Super-computers produce effortlessly reams of statistics. Though statistics help to buttress our conclusions, Dr Goh, an outstanding statistician himself, told me that all statistics have to be subjected to reality checks. In the early 1960s, I accompanied the Minister to attend an Economic Commission for Asia & the Far East (ECAFE) meeting in Bangkok. After dinner, the minister insisted on an evening walk.
After sweating up and down the hot and dusty pavements of the street in front of our hotel, I plucked up enough courage to ask Dr Goh what was the purpose of the exercise. He told me that he wanted to see whether the shops were well stocked. As they were, he was satisfied that the economic statistics put up by the Bank of Thailand, headed then by Puey Umpakorn, his London School of Economics (LSE) college mate, were credible. By Dr Goh's compass, all statistics have to be checked against reality. Particularly GDP estimates. More so in Singapore when civil service annual bonuses are tied to GDP growth rates.
Another lesson I learnt in statistics was from Albert Winsemius, our economic adviser in the 1960s and 1970s. One figure that he watched like a hawk was our unemployment rate. In the early days, we did not have the resources to do labour force surveys on a regular basis. Instead, he asked us to subscribe to The Straits Times to be delivered to him by airmail in the Hague where he lived.

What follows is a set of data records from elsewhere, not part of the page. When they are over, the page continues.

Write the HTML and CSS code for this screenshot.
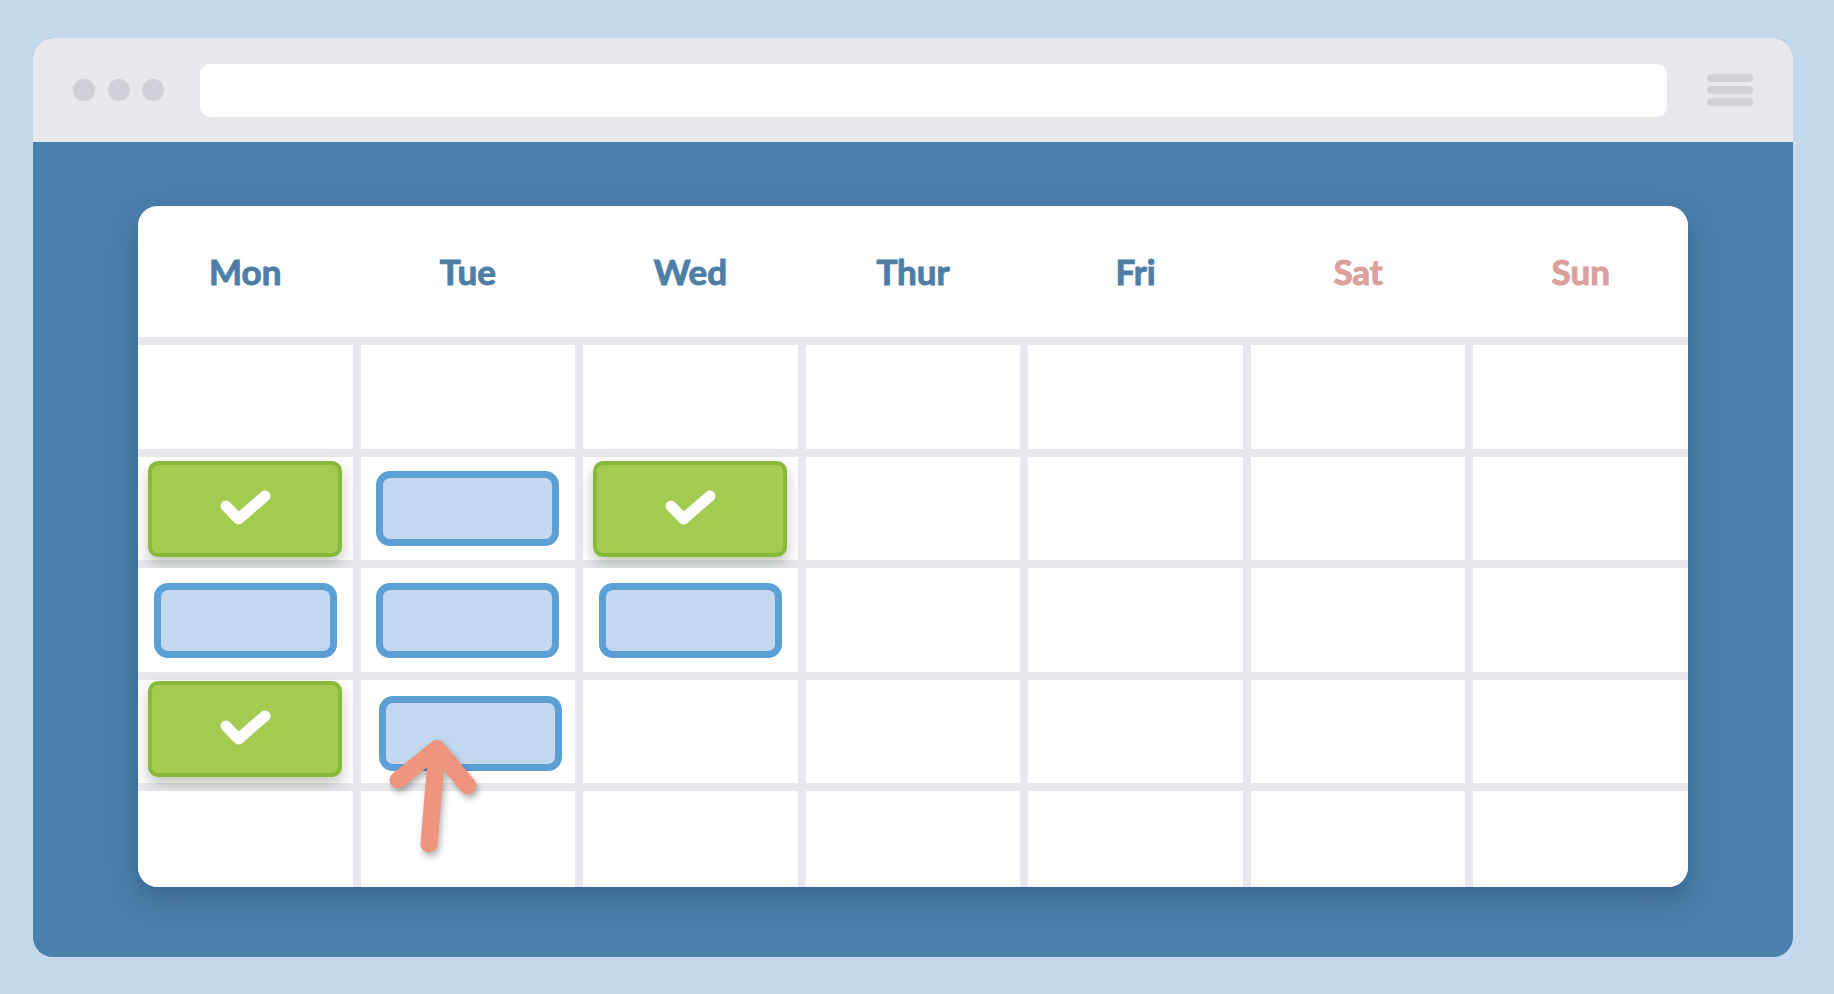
FILE: index.html
```html
<!DOCTYPE html>
<html lang="en">
<head>
  <meta charset="UTF-8" />
  <title>Week planner</title>
  <link rel="stylesheet" href="styles.css">
</head>
<body>

  <div class="window">
    <div class="titlebar">
      <div class="dots"><span></span><span></span><span></span></div>
      <div class="address"></div>
      <div class="burger"><span></span><span></span><span></span></div>
    </div>

    <div class="content">
      <div class="card">
        <div class="days">
          <div class="day">Mon</div>
          <div class="day">Tue</div>
          <div class="day">Wed</div>
          <div class="day">Thur</div>
          <div class="day">Fri</div>
          <div class="day weekend">Sat</div>
          <div class="day weekend">Sun</div>
        </div>

        <div class="grid">
          <!-- row 1 -->
          <div class="cell"></div><div class="cell"></div><div class="cell"></div><div class="cell"></div>
          <div class="cell"></div><div class="cell"></div><div class="cell"></div>
          <!-- row 2 -->
          <div class="cell"><div class="event done">
            <svg viewBox="0 0 56 44" width="56" height="44"><polyline points="9,19 21.5,32 48,9" /></svg>
          </div></div>
          <div class="cell"><div class="event"></div></div>
          <div class="cell"><div class="event done">
            <svg viewBox="0 0 56 44" width="56" height="44"><polyline points="9,19 21.5,32 48,9" /></svg>
          </div></div>
          <div class="cell"></div><div class="cell"></div><div class="cell"></div><div class="cell"></div>
          <!-- row 3 -->
          <div class="cell"><div class="event"></div></div>
          <div class="cell"><div class="event"></div></div>
          <div class="cell"><div class="event"></div></div>
          <div class="cell"></div><div class="cell"></div><div class="cell"></div><div class="cell"></div>
          <!-- row 4 -->
          <div class="cell"><div class="event done up">
            <svg viewBox="0 0 56 44" width="56" height="44"><polyline points="9,19 21.5,32 48,9" /></svg>
          </div></div>
          <div class="cell"><div class="event dragged"></div></div>
          <div class="cell"></div><div class="cell"></div><div class="cell"></div><div class="cell"></div><div class="cell"></div>
          <!-- row 5 -->
          <div class="cell"></div><div class="cell"></div><div class="cell"></div><div class="cell"></div>
          <div class="cell"></div><div class="cell"></div><div class="cell"></div>
        </div>

        <svg class="pointer" viewBox="0 0 110 140" width="110" height="140">
          <path d="M20 54 L59 22.5 L90 60 M59 22.5 L51 118" />
        </svg>
      </div>
    </div>
  </div>

</body>
</html>
```

FILE: styles.css
```css
* { box-sizing: border-box; }
body {
  margin: 0;
  background-color: #c4d9ee;
  font-family: Lato, 'Open Sans', sans-serif;
}
.window {
  margin: 38px 0 0 33px;
  width: 1760px;
  height: 919px;
  border-radius: 20px;
  overflow: hidden;
  background-color: #4c81ad;
  display: flex;
  flex-direction: column;
}
.titlebar {
  height: 104px;
  background-color: #e8e8ee;
  display: flex;
  align-items: center;
  gap: 36px;
  padding: 0 40px;
}
.dots { display: flex; gap: 12.5px; }
.dots span {
  width: 22px;
  height: 22px;
  border-radius: 50%;
  background-color: #d0d1d8;
}
.address {
  flex: 1;
  height: 53px;
  background-color: #fff;
  border-radius: 10px;
  margin-right: 4px;
}
.burger { display: flex; flex-direction: column; gap: 4px; width: 46px; }
.burger span {
  height: 8px;
  border-radius: 4px;
  background-color: #d0d1d8;
}
.content {
  flex: 1;
  padding: 64px 105px 70px;
}
.card {
  position: relative;
  height: 100%;
  background-color: #e8e8ee;
  border-radius: 20px;
  overflow: hidden;
  box-shadow: 0 12px 30px rgba(20, 45, 75, 0.35);
  display: flex;
  flex-direction: column;
}
.days {
  height: 131px;
  background-color: #fff;
  display: grid;
  grid-template-columns: repeat(7, 1fr);
  column-gap: 8px;
  align-items: center;
}
.day {
  text-align: center;
  font-size: 35px;
  font-weight: 700;
  color: #4e7ea8;
  -webkit-text-stroke: 1px #4e7ea8;
  padding-bottom: 2px;
}
.day.weekend { color: #dc9f9c; -webkit-text-stroke-color: #dc9f9c; }
.grid {
  flex: 1;
  margin-top: 8px;
  display: grid;
  grid-template-columns: repeat(7, 1fr);
  grid-template-rows: 104px 103px 104px 103px 1fr;
  gap: 8px;
}
.cell {
  background-color: #fff;
  display: flex;
  align-items: center;
  justify-content: center;
}
.event {
  width: 183px;
  height: 75px;
  border: 7px solid #5b9fd5;
  background-color: #c3d8ee;
  border-radius: 14px;
}
.event.done {
  width: 194px;
  height: 96px;
  border: 4px solid #89b93a;
  background-color: #a3cb50;
  border-radius: 10px;
  box-shadow: 0 7px 14px rgba(40, 60, 20, 0.28);
  display: flex;
  align-items: center;
  justify-content: center;
}
.event.done.up { margin-bottom: 6px; }
.event.dragged { margin: 4px 0 0 5px; }
.event.done svg { fill: none; stroke: #fff; stroke-width: 11; stroke-linecap: round; stroke-linejoin: round; }
.pointer {
  position: absolute;
  left: 240px;
  top: 520px;
  fill: none;
  stroke: #ef957d;
  stroke-width: 17;
  stroke-linecap: round;
  stroke-linejoin: round;
  filter: drop-shadow(2px 4px 3px rgba(0, 0, 0, 0.3));
}
```
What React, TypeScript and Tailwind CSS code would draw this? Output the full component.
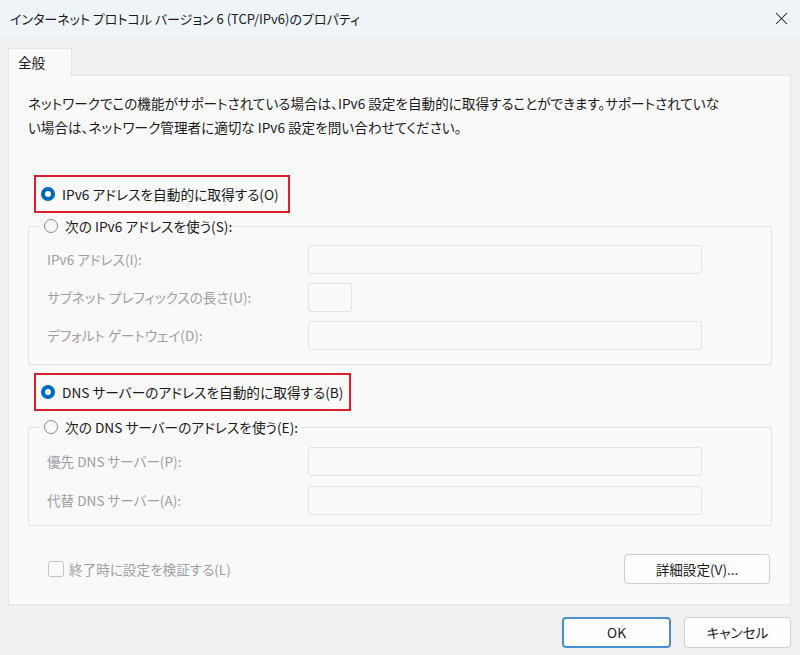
import { X } from 'lucide-react';

const font = "font-['Segoe_UI','Noto_Sans_CJK_JP',sans-serif] [font-feature-settings:'palt']";

function Radio({ checked, label, dim = false }: { checked?: boolean; label: string; dim?: boolean }) {
  return (
    <span className="flex items-center gap-[7px] bg-[#f9f9f9] h-[20px]">
      {checked ? (
        <span className="h-[14px] w-[14px] rounded-full bg-[#0067c0] flex items-center justify-center shrink-0">
          <span className="h-[6px] w-[6px] rounded-full bg-white" />
        </span>
      ) : (
        <span className="h-[14px] w-[14px] rounded-full border border-[#8a8a8a] bg-[#f9f9f9] shrink-0" />
      )}
      <span className={`text-[13.7px] whitespace-nowrap ${dim ? 'text-[#a0a0a0]' : 'text-[#1b1b1b]'}`}>{label}</span>
    </span>
  );
}

function FieldRow({ label, small = false }: { label: string; small?: boolean }) {
  return (
    <div className="flex items-center h-[29px]">
      <span className="w-[261px] text-[13.6px] text-[#a0a0a0] whitespace-nowrap">{label}</span>
      <div className={`h-[29px] ${small ? 'w-[44px]' : 'w-[394px]'} rounded-[3px] border border-[#e3e3e3] bg-[#f9f9f9]`} />
    </div>
  );
}

export default function App() {
  return (
    <div className={`w-[800px] h-[655px] bg-[#f0f0f0] flex flex-col overflow-hidden ${font}`}>
      {/* Title bar */}
      <div className="h-[37px] bg-[#eef4f8] flex items-center justify-between pl-[10px] pr-[8px] shrink-0">
        <span className="text-[13px] text-[#1b1b1b] whitespace-nowrap">インターネット プロトコル バージョン 6 (TCP/IPv6)のプロパティ</span>
        <X className="h-[21px] w-[21px] text-[#1b1b1b]" strokeWidth={1.2} />
      </div>

      <div className="px-[8px] pt-[11px] flex flex-col">
        {/* Tab */}
        <div className="w-[64px] h-[28px] bg-[#f9f9f9] border border-b-0 border-[#e5e5e5] flex items-center pl-[9px] text-[13.6px] text-[#1b1b1b] relative z-10 -mb-px">
          全般
        </div>

        {/* Panel */}
        <div className="h-[530px] w-[783px] bg-[#f9f9f9] border border-[#e5e5e5] flex flex-col pl-[19px]">
          <p className="mt-[15px] text-[13.6px] leading-[24px] text-[#1b1b1b] whitespace-nowrap">
            ネットワークでこの機能がサポートされている場合は、IPv6 設定を自動的に取得することができます。サポートされていな
            <br />
            い場合は、ネットワーク管理者に適切な IPv6 設定を問い合わせてください。
          </p>

          {/* IPv6 section */}
          <div className="mt-[36px] ml-[6px] w-[256px] h-[38px] border-2 border-[#d7202b] flex items-center pl-[5px]">
            <Radio checked label="IPv6 アドレスを自動的に取得する(O)" />
          </div>
          <fieldset className="mt-[3px] w-[744px] h-[149px] border border-[#e3e3e3] rounded-[2px] px-[18px] pb-[11px] flex flex-col gap-[9px]">
            <legend className="-ml-[7px] pl-[4px] pr-[2px] bg-[#f9f9f9]">
              <Radio label="次の IPv6 アドレスを使う(S):" />
            </legend>
            <div />
            <FieldRow label="IPv6 アドレス(I):" />
            <FieldRow label="サブネット プレフィックスの長さ(U):" small />
            <FieldRow label="デフォルト ゲートウェイ(D):" />
          </fieldset>

          {/* DNS section */}
          <div className="mt-[8px] ml-[6px] w-[317px] h-[38px] border-2 border-[#d7202b] flex items-center pl-[5px]">
            <Radio checked label="DNS サーバーのアドレスを自動的に取得する(B)" />
          </div>
          <fieldset className="mt-[6px] w-[744px] h-[109px] border border-[#e3e3e3] rounded-[2px] px-[18px] pb-[11px] flex flex-col gap-[10px]">
            <legend className="-ml-[7px] pl-[4px] pr-[2px] bg-[#f9f9f9]">
              <Radio label="次の DNS サーバーのアドレスを使う(E):" />
            </legend>
            <div />
            <FieldRow label="優先 DNS サーバー(P):" />
            <FieldRow label="代替 DNS サーバー(A):" />
          </fieldset>

          {/* Bottom row */}
          <div className="mt-[28px] flex items-center justify-between w-[742px]">
            <label className="flex items-center gap-[5px] ml-[20px]">
              <span className="h-[16px] w-[16px] rounded-[3px] border border-[#c4c4c4] bg-[#f9f9f9]" />
              <span className="text-[13.6px] text-[#a0a0a0]">終了時に設定を検証する(L)</span>
            </label>
            <button className="h-[30px] w-[146px] rounded-[4px] border border-[#d0d0d0] bg-[#fdfdfd] text-[13.6px] text-[#1b1b1b]">
              詳細設定(V)...
            </button>
          </div>
        </div>
      </div>

      {/* Dialog buttons */}
      <div className="flex justify-end gap-[13px] pr-[9px] mt-[12px]">
        <button className="h-[31px] w-[109px] rounded-[4px] border-2 border-[#4a8fd0] bg-[#fdfdfd] text-[13.6px] text-[#1b1b1b]">
          OK
        </button>
        <button className="h-[31px] w-[107px] rounded-[4px] border border-[#d0d0d0] bg-[#fdfdfd] text-[13.6px] text-[#1b1b1b]">
          キャンセル
        </button>
      </div>
    </div>
  );
}
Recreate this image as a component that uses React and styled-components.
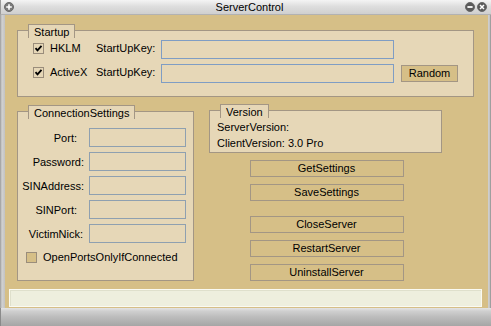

When I asked him what he found so interesting in The Straits Times which was, after all, a parochial Singapore newspaper, he said that he did not read The Straits Times for world news. As our economic adviser, he was more interested in the density of the jobs vacancies columns. He got his young grandson to plot the changes. He told me that the chart his grandson produced told him far more about the state of the Singapore economy than all the economic statistics I dutifully sent him each month. So, back of the envelope calculations can sometimes be more useful than calculations by a super-computer.